こたつむり

蝿の王のこたつむりのレビュー・感想・評価

蝿の王(1990年製作の映画)
3.8

★ 人間の本性を鋭く描いた問題作…のリメイク

南の島。豊富に取れる果物。
綺麗な海と温暖な気候。
環境を破壊する人間は誰一人もいない…。
飛行機が墜落し、助かった少年たちが辿り着いた場所は、そんな無人島でした。

厳しく叱る親もいません。学校もありません。
欲張らなければ生きていくことは出来ます。
あるのは無制限の“自由”。何をするのか、しないのか。全ては自分の意思次第。

はたして、これは“楽園”でしょうか。
或いは“緩やかな牢獄”なのでしょうか。
その捉え方ひとつで受け止め方が変わる物語でした。

そして、そこには正解はありません。
現実を現実と受け止めて生きていくこと。
現実の向こう側に夢を託して生きていくこと。
どちらも本人の選択次第であり、大切なのは悔いを残さないことじゃないでしょうか。

ちなみに本作はリメイク。
原典(1963年の作品)に比べて表現がマイルドになっている…と耳にしていたのですが、いやいや、どうして。十二分にエグい物語でした。確かに直接的な暴力描写は少ないのですが、想像力を刺激してくるので、次第に胸が苦しくなってきます。

特に少年たちの変貌は痛烈でした。
外観の変化(最初は立派な制服→切れてボロボロ→最低限の衣類…つまりはブリーフ)も然ることながら、内面が徐々に変容する様は「子供であっても人間の本性は獣だ」と言っているかのよう。やはり、生存が保証された世界では、人は容易く“思考停止”に陥るのでしょうか。

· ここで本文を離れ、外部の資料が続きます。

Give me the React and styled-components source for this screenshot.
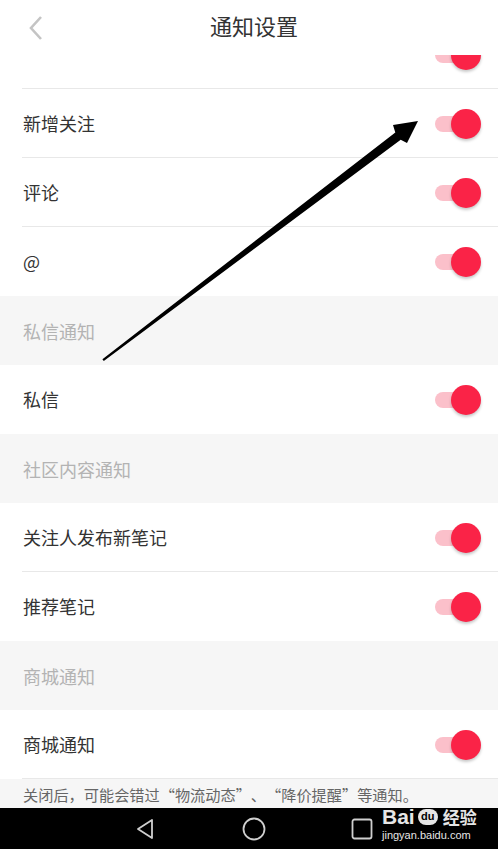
import React from "react";
import styled, { createGlobalStyle } from "styled-components";

const Global = createGlobalStyle`
  html, body { margin: 0; padding: 0; background: #fff; overflow: hidden; }
  body { font-family: "Noto Sans CJK SC", "Noto Sans", sans-serif; }
`;

const Screen = styled.div`
  position: relative;
  width: 498px;
  height: 849px;
  display: flex;
  flex-direction: column;
  background: #fff;
  overflow: hidden;
`;

const Header = styled.header`
  height: 55px;
  flex: none;
  display: grid;
  grid-template-columns: 70px 1fr 70px;
  align-items: center;
  background: #fff;
  position: relative;
  z-index: 2;
`;

const Back = styled.div`
  display: flex;
  align-items: center;
  height: 55px;
  padding-left: 27px;
  box-sizing: border-box;
`;

const Title = styled.h1`
  margin: 0;
  text-align: center;
  font-size: 22px;
  font-weight: 400;
  color: #333;
  line-height: 55px;
  position: relative;
  top: -2px;
  left: 5px;
`;

const Clip = styled.div`
  height: 34px;
  flex: none;
  overflow: hidden;
`;

const ClipInner = styled.div`
  margin-top: -35px;
`;

const List = styled.div`
  display: flex;
  flex-direction: column;
  flex: 1;
`;

const Row = styled.div`
  height: 69px;
  flex: none;
  display: flex;
  align-items: center;
  justify-content: space-between;
  padding-left: 23px;
  padding-right: 17px;
  box-sizing: border-box;
  background: #fff;
  position: relative;
  &::after {
    content: "";
    position: absolute;
    left: 22px;
    right: 0;
    bottom: 0;
    height: 1px;
    background: ${(p) => (p.$noLine ? "transparent" : "#e8e8e8")};
  }
`;

const Label = styled.span`
  font-size: 18px;
  color: #333;
  position: relative;
  top: -1px;
`;

const Section = styled.div`
  height: 69px;
  flex: none;
  display: flex;
  align-items: center;
  padding-left: 23px;
  background: #f6f6f6;
  font-size: 18px;
  color: #b3b3b3;
`;

const Toggle = styled.div`
  position: relative;
  width: 46px;
  height: 30px;
  flex: none;
`;

const Track = styled.div`
  position: absolute;
  left: 0;
  top: 7px;
  width: 38px;
  height: 16px;
  border-radius: 8px;
  background: #fbc0ca;
`;

const Knob = styled.div`
  position: absolute;
  right: 0;
  top: 0;
  width: 30px;
  height: 30px;
  border-radius: 50%;
  background: #fa2347;
  box-shadow: 0 2px 3px rgba(0, 0, 0, 0.22);
`;

const Footer = styled.div`
  height: 29px;
  flex: none;
  background: #f6f6f6;
  display: flex;
  align-items: center;
  padding-left: 23px;
  font-size: 15.2px;
  color: #666;
  white-space: nowrap;
`;

const Quote = styled.span`
  display: inline-block;
  width: 1em;
  text-align: ${(p) => (p.$open ? "right" : "left")};
`;

const NavBar = styled.nav`
  height: 41px;
  flex: none;
  background: #000;
  display: flex;
  align-items: center;
  padding-left: 135px;
`;

const NavIcon = styled.div`
  display: flex;
  margin-left: ${(p) => p.$gap}px;
`;

const ArrowLayer = styled.svg`
  position: absolute;
  left: 0;
  top: 0;
  pointer-events: none;
  z-index: 3;
`;

const Watermark = styled.div`
  position: absolute;
  left: 382px;
  top: 806px;
  z-index: 4;
  display: flex;
  flex-direction: column;
  color: #e6e6e6;
  font-family: "Liberation Sans", "Noto Sans CJK SC", sans-serif;
`;

const WmTop = styled.div`
  display: flex;
  align-items: center;
  gap: 3px;
  font-size: 21px;
  font-weight: 700;
  line-height: 21px;
`;

const Paw = styled.span`
  display: inline-flex;
  align-items: center;
  justify-content: center;
  width: 20px;
  height: 16px;
  border-radius: 8px;
  background: #e6e6e6;
  color: #000;
  font-size: 11px;
  font-weight: 700;
`;

const WmCn = styled.span`
  font-family: "Noto Sans CJK SC", sans-serif;
  font-size: 17px;
  font-weight: 700;
  margin-left: 2px;
`;

const WmUrl = styled.div`
  font-size: 11px;
  line-height: 14px;
  margin-top: 1px;
`;

const Switch = () => (
  <Toggle>
    <Track />
    <Knob />
  </Toggle>
);

const items = [
  { t: "row", label: "新增关注" },
  { t: "row", label: "评论" },
  { t: "row", label: "@", noLine: true },
  { t: "sec", label: "私信通知" },
  { t: "row", label: "私信", noLine: true },
  { t: "sec", label: "社区内容通知" },
  { t: "row", label: "关注人发布新笔记" },
  { t: "row", label: "推荐笔记", noLine: true },
  { t: "sec", label: "商城通知" },
  { t: "row", label: "商城通知" },
];

export default function App() {
  return (
    <Screen>
      <Global />
      <Header>
        <Back>
          <svg width="18" height="26" viewBox="0 0 18 26">
            <path d="M14 2 L4 13 L14 24" fill="none" stroke="#c4c4c4" strokeWidth="2.6" />
          </svg>
        </Back>
        <Title>通知设置</Title>
        <div />
      </Header>
      <Clip>
        <ClipInner>
          <Row>
            <span />
            <Switch />
          </Row>
        </ClipInner>
      </Clip>
      <List>
        {items.map((it, i) =>
          it.t === "row" ? (
            <Row key={i} $noLine={it.noLine}>
              <Label>{it.label}</Label>
              <Switch />
            </Row>
          ) : (
            <Section key={i}>{it.label}</Section>
          )
        )}
      </List>
      <Footer>
        关闭后，可能会错过<Quote $open>“</Quote>物流动态<Quote>”</Quote>、<Quote $open>“</Quote>降价提醒<Quote>”</Quote>等通知。
      </Footer>
      <NavBar>
        <NavIcon $gap={0}>
          <svg width="20" height="22" viewBox="0 0 20 22">
            <path d="M17 2 L3 11 L17 20 Z" fill="none" stroke="#cfcfcf" strokeWidth="1.8" strokeLinejoin="round" />
          </svg>
        </NavIcon>
        <NavIcon $gap={87}>
          <svg width="24" height="24" viewBox="0 0 24 24">
            <circle cx="12" cy="12" r="10.5" fill="none" stroke="#cfcfcf" strokeWidth="1.8" />
          </svg>
        </NavIcon>
        <NavIcon $gap={85}>
          <svg width="22" height="22" viewBox="0 0 22 22">
            <rect x="1.5" y="1.5" width="19" height="19" rx="2" fill="none" stroke="#cfcfcf" strokeWidth="1.8" />
          </svg>
        </NavIcon>
      </NavBar>
      <ArrowLayer width="498" height="849" viewBox="0 0 498 849">
        <polygon
          points="102.4,359.2 103.8,360.9 400.7,139.8 407,143 418,121 393,125 395.3,132.4"
          fill="#000"
        />
      </ArrowLayer>
      <Watermark>
        <WmTop>
          <span>Bai</span>
          <Paw>du</Paw>
          <WmCn>经验</WmCn>
        </WmTop>
        <WmUrl>jingyan.baidu.com</WmUrl>
      </Watermark>
    </Screen>
  );
}
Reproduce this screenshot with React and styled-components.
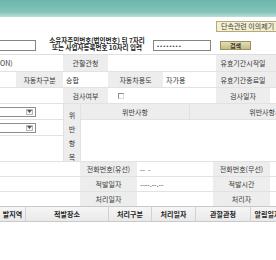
import React from 'react';
import styled, { createGlobalStyle } from 'styled-components';

const GlobalStyle = createGlobalStyle`
  *, *::before, *::after { box-sizing: border-box; }
  html, body { margin: 0; padding: 0; background: #fff; }
  body {
    font-family: "Noto Sans CJK KR", "Noto Sans", sans-serif;
    font-size: 7px;
    color: #333;
  }
`;

const Page = styled.div`
  width: 276px;
  height: 260px;
  overflow: hidden;
  background: #fff;
`;

const Banner = styled.div`
  height: 17px;
  background: linear-gradient(to bottom, #6cb5aa 0%, #82c3ba 70%, #b8dfd8 100%);
`;

const TopBar = styled.div`
  height: 16px;
  display: flex;
  justify-content: flex-end;
  align-items: flex-end;
  padding-bottom: 1px;
`;

const ComplaintButton = styled.div`
  width: 64px;
  height: 11px;
  margin-right: -4px;
  display: flex;
  align-items: center;
  padding-left: 4px;
  background: #f3efd2;
  border: 1px solid #b5aa76;
  border-right: none;
  color: #3a3a3a;
  line-height: 9px;
  white-space: nowrap;
`;

const SearchRow = styled.div`
  height: 22px;
  display: flex;
  align-items: center;
  border-bottom: 1px solid #dedede;
`;

const TextInput = styled.div`
  height: 11px;
  margin-top: 4px;
  background: #fff;
  border: 1px solid #858585;
  border-left: ${p => (p.$open ? 'none' : '1px solid #858585')};
  width: ${p => p.$w}px;
  margin-left: ${p => p.$ml || 0}px;
  display: flex;
  align-items: center;
  padding-left: 3px;
`;

const Dots = styled.span`
  font-family: "Liberation Sans", sans-serif;
  font-size: 6px;
  letter-spacing: 1px;
  color: #444;
  line-height: 6px;
`;

const Hint = styled.div`
  width: 108px;
  margin-left: 7px;
  display: flex;
  flex-direction: column;
  align-items: center;
  font-size: 6.5px;
  font-weight: 700;
  line-height: 7px;
  color: #222;
  white-space: nowrap;
`;

const SearchButton = styled.div`
  width: 31px;
  height: 9px;
  margin-left: 9px;
  margin-top: 3px;
  display: flex;
  align-items: center;
  justify-content: center;
  background: linear-gradient(to bottom, #e6dfb5, #c6bb82);
  border: 1px solid #9c9160;
  color: #333;
  font-weight: 700;
  font-size: 6px;
  line-height: 7px;
`;

const Form = styled.div`
  display: flex;
  flex-direction: column;
  gap: 1px;
  background: #e2e2e2;
`;

const Grid = styled.div`
  display: grid;
  grid-template-columns: ${p => p.$cols};
  grid-template-rows: ${p => p.$rows};
  row-gap: 1px;
  column-gap: ${p => p.$colGap || 0}px;
  background: #e2e2e2;
  overflow: hidden;
`;

const Cell = styled.div`
  grid-column: ${p => p.$col || 'auto'};
  grid-row: ${p => p.$row || 'auto'};
  display: flex;
  align-items: center;
  justify-content: ${p => (p.$label ? 'center' : 'flex-start')};
  padding-left: ${p => (p.$label ? 0 : p.$pl ?? 3)}px;
  padding-right: ${p => p.$pr || 0}px;
  background: ${p => (p.$label ? '#ededed' : '#fff')};
  color: ${p => (p.$label ? '#3a3a3a' : '#333')};
  white-space: nowrap;
  overflow: hidden;
  line-height: 8px;
`;

const VerticalLabel = styled.div`
  grid-column: 2;
  grid-row: 1 / 4;
  background: #ededed;
  display: flex;
  flex-direction: column;
  align-items: center;
  padding-top: 4px;
  color: #3a3a3a;
  line-height: 14px;
`;

const Select = styled.div`
  width: 36px;
  height: 10px;
  background: #fff;
  border: 1px solid #8e8e8e;
  border-left: none;
  display: flex;
  justify-content: flex-end;
  align-items: center;
  padding-right: 2px;
`;

const SelectArrow = styled.span`
  width: 7px;
  height: 6px;
  border: 1px solid #b8b8b8;
  display: flex;
  align-items: center;
  justify-content: center;
  background: #f6f6f6;
`;

const Checkbox = styled.span`
  width: 6px;
  height: 6px;
  margin-left: 7px;
  border: 1px solid #8a8a8a;
  border-right-color: #dcdcdc;
  border-bottom-color: #dcdcdc;
  background: #fff;
`;

const ListHeader = styled.div`
  display: grid;
  grid-template-columns: 25px 83px 43px 44px 55px 34px;
  height: 16px;
  border-top: 1px solid #c9c9c9;
  border-bottom: 1px solid #c9c9c9;
  background: linear-gradient(to bottom, #f6f6f6, #e9e9e9);
  overflow: hidden;
`;

const HeaderCell = styled.div`
  display: flex;
  align-items: center;
  justify-content: center;
  border-left: ${p => (p.$first ? 'none' : '1px solid #d2d2d2')};
  font-weight: 700;
  color: #222;
  white-space: nowrap;
  overflow: hidden;
`;

const Arrow = () => (
  <svg width="5" height="3" viewBox="0 0 5 3">
    <path d="M0 0 L5 0 L2.5 3 Z" fill="#555" />
  </svg>
);

export default function App() {
  return (
    <Page>
      <GlobalStyle />
      <Banner />
      <TopBar>
        <ComplaintButton>단속관련 이의제기</ComplaintButton>
      </TopBar>
      <SearchRow>
        <TextInput $w={36} $open />
        <Hint>
          <span>소유자주민번호(법인번호) 뒤 7자리</span>
          <span>또는 사업자등록번호 10자리 입력</span>
        </Hint>
        <TextInput $w={58} $ml={2}>
          <Dots>••••••••</Dots>
        </TextInput>
        <SearchButton>검색</SearchButton>
      </SearchRow>

      <Form>
        <Grid $cols="16px 47px 45px 55px 53px 54px 6px" $rows="16px 15px 15px">
          <Cell $col="1 / 3" $pl={0}>ON)</Cell>
          <Cell $col="3" $label>관할관청</Cell>
          <Cell $col="4 / 6" />
          <Cell $col="6 / 8" $label $pr={6}>유효기간시작일</Cell>

          <Cell $col="1" />
          <Cell $col="2" $label>자동차구분</Cell>
          <Cell $col="3">승합</Cell>
          <Cell $col="4" $label>자동차용도</Cell>
          <Cell $col="5">자가용</Cell>
          <Cell $col="6 / 8" $label $pr={6}>유효기간종료일</Cell>

          <Cell $col="1 / 3" />
          <Cell $col="3" $label>검사여부</Cell>
          <Cell $col="4 / 6"><Checkbox /></Cell>
          <Cell $col="6" $label>검사일자</Cell>
          <Cell $col="7" />
        </Grid>

        <Grid $cols="63px 16px 108px 170px" $rows="15px 15px 25px" $colGap={1}>
          <Cell $col="1" $row="1" $pl={0}>
            <Select><SelectArrow><Arrow /></SelectArrow></Select>
          </Cell>
          <VerticalLabel>
            <span>위</span>
            <span>반</span>
            <span>항</span>
            <span>목</span>
          </VerticalLabel>
          <Cell $col="3" $row="1" $label>위반사항</Cell>
          <Cell $col="4" $row="1" $label>위반사항세부내용</Cell>
          <Cell $col="1" $row="2" $pl={0}>
            <Select><SelectArrow><Arrow /></SelectArrow></Select>
          </Cell>
          <Cell $col="3 / 5" $row="2 / 4" />
          <Cell $col="1" $row="3" />
        </Grid>

        <Grid $cols="80px 57px 76px 57px 6px" $rows="14px 14px 14px">
          <Cell />
          <Cell $label>전화번호(유선)</Cell>
          <Cell>-- &nbsp;-</Cell>
          <Cell $label>전화번호(무선)</Cell>
          <Cell />

          <Cell />
          <Cell $label>적발일자</Cell>
          <Cell>----.--.--</Cell>
          <Cell $label>적발시간</Cell>
          <Cell />

          <Cell />
          <Cell $label>처리일자</Cell>
          <Cell />
          <Cell $label>처리자</Cell>
          <Cell />
        </Grid>
      </Form>

      <ListHeader>
        <HeaderCell $first>발지역</HeaderCell>
        <HeaderCell>적발장소</HeaderCell>
        <HeaderCell>처리구분</HeaderCell>
        <HeaderCell>처리일자</HeaderCell>
        <HeaderCell>관할관청</HeaderCell>
        <HeaderCell>알림일자</HeaderCell>
      </ListHeader>
    </Page>
  );
}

ちなみに本作のタイトルは『蝿の王』ですが、実際に《ベルゼブブ》が出てくるわけではありません。原作ではブタの頭を“蝿の王”に見立てたとのことですが、その辺りの説明がないので、いまいちピンとこないタイトルになってしまったと思います。変貌していく《少年》を見立てたもの…という解釈も出来ますけどね。

まあ、そんなわけで。
人間の本性を痛烈に批判した物語でした。
もしも「自分がこの中にいたら」とか「どのように対処すべきか」などと考えながら鑑賞することをオススメします。個人的には、どんな状況下でも“知性”だけは捨てたくないですね。たとえ、それが通用しない弱肉強食の世界であっても。